Search the entries below. Return every line that has "this" in it.

* _Dataset excerpts_
-----

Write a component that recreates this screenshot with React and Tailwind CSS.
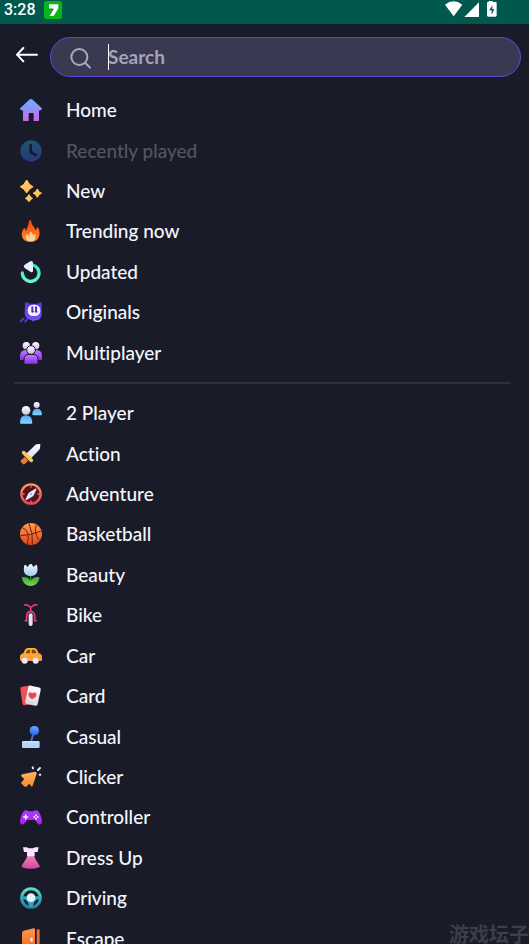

-----

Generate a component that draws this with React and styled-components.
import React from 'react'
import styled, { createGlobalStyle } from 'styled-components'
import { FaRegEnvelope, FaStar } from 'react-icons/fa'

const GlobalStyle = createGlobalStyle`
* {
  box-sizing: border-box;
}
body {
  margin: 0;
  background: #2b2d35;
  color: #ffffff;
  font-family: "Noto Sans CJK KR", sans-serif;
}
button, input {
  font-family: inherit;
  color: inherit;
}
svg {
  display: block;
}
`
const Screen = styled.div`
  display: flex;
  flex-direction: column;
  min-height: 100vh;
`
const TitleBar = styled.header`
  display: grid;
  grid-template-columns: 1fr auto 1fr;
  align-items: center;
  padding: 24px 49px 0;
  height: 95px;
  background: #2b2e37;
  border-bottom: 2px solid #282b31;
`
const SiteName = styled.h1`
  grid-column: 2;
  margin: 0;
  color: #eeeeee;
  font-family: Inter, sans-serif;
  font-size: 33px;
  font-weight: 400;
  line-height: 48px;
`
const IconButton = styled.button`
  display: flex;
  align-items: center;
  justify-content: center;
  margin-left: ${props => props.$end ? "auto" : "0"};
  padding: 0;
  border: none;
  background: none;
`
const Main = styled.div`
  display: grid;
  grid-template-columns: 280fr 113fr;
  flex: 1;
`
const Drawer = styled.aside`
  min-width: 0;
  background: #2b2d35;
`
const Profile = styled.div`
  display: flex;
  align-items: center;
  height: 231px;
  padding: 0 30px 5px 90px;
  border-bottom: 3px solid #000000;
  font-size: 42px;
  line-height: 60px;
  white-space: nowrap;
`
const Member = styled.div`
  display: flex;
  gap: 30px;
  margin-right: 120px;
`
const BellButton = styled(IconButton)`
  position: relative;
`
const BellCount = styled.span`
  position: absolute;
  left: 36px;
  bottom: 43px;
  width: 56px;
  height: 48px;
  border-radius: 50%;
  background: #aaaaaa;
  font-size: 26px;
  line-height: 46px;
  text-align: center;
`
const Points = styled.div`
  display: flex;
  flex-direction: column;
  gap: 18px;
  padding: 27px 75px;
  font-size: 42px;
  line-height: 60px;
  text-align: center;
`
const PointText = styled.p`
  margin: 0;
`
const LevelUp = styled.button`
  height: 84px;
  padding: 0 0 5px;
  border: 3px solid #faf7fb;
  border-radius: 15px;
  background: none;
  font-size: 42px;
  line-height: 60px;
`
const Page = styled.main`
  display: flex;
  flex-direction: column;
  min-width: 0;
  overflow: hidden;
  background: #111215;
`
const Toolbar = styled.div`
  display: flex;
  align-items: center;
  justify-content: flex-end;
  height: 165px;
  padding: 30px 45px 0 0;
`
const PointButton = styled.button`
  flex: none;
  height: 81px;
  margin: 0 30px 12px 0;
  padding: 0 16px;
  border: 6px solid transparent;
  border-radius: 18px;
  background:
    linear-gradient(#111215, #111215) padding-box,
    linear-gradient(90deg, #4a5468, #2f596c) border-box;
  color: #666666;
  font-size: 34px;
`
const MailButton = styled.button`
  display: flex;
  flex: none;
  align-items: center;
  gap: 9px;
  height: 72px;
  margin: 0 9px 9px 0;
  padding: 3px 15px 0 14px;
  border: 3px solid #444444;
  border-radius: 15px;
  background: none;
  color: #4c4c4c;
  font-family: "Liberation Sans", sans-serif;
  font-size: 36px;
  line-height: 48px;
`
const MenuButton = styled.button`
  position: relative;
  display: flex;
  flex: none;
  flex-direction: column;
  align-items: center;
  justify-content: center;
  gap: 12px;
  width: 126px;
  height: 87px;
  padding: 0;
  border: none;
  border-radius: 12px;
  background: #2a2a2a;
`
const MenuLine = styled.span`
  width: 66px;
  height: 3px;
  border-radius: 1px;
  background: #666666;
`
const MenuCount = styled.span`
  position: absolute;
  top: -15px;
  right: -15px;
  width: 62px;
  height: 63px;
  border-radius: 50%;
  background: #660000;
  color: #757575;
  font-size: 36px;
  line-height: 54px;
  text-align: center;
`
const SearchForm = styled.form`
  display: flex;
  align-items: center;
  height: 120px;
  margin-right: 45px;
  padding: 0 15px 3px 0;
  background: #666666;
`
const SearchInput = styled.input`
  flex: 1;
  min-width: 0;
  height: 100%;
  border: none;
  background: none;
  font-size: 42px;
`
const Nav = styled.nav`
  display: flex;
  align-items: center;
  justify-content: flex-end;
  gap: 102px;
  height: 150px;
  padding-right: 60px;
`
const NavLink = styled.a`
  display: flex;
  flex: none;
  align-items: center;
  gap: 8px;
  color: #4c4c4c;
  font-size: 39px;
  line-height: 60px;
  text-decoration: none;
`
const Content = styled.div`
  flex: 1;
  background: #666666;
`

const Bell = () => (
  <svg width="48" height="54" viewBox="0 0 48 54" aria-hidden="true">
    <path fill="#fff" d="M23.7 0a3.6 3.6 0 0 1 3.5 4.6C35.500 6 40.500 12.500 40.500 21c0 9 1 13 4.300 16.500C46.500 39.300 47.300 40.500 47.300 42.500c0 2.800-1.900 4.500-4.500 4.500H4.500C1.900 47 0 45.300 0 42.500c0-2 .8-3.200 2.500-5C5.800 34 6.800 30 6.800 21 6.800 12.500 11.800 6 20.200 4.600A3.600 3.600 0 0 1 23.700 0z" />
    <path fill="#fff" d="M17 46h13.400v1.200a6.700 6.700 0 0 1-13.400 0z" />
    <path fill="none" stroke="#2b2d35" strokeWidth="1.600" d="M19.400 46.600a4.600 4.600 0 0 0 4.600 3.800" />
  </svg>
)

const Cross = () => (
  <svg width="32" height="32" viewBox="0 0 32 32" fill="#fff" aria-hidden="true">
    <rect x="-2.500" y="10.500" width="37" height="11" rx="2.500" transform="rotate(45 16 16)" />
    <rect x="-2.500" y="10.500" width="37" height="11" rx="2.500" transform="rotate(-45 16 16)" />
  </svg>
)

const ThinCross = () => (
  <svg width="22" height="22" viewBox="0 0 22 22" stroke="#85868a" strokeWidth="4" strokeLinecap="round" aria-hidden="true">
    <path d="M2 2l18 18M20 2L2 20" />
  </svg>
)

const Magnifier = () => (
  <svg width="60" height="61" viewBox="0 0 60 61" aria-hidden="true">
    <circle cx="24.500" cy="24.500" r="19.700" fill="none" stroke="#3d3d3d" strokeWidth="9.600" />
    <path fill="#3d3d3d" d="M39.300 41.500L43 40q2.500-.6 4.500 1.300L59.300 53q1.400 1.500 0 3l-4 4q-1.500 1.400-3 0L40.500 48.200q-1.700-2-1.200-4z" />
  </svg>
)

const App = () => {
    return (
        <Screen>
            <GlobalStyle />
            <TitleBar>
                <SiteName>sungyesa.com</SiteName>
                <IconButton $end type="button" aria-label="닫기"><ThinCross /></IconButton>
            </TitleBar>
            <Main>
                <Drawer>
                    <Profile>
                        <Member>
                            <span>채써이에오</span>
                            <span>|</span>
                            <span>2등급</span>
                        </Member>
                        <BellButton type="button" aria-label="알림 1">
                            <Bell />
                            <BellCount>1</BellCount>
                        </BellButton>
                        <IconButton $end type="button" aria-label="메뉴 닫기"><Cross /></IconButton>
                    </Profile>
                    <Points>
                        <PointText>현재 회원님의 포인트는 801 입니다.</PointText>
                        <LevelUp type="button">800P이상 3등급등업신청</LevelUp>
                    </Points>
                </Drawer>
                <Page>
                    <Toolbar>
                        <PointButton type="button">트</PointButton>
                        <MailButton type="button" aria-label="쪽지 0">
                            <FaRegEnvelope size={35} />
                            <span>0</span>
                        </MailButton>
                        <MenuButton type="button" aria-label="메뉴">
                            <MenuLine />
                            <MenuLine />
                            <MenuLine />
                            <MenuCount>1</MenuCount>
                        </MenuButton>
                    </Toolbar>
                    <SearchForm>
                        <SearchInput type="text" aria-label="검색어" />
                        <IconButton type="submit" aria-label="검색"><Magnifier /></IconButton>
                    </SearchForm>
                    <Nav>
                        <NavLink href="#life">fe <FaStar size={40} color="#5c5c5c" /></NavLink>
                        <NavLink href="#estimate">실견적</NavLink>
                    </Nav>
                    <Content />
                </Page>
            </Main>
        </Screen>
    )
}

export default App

-----

* _Answer to the exercise_
Write a component that recreates this screenshot with React and Tailwind CSS.
Generate a component that draws this with React and styled-components.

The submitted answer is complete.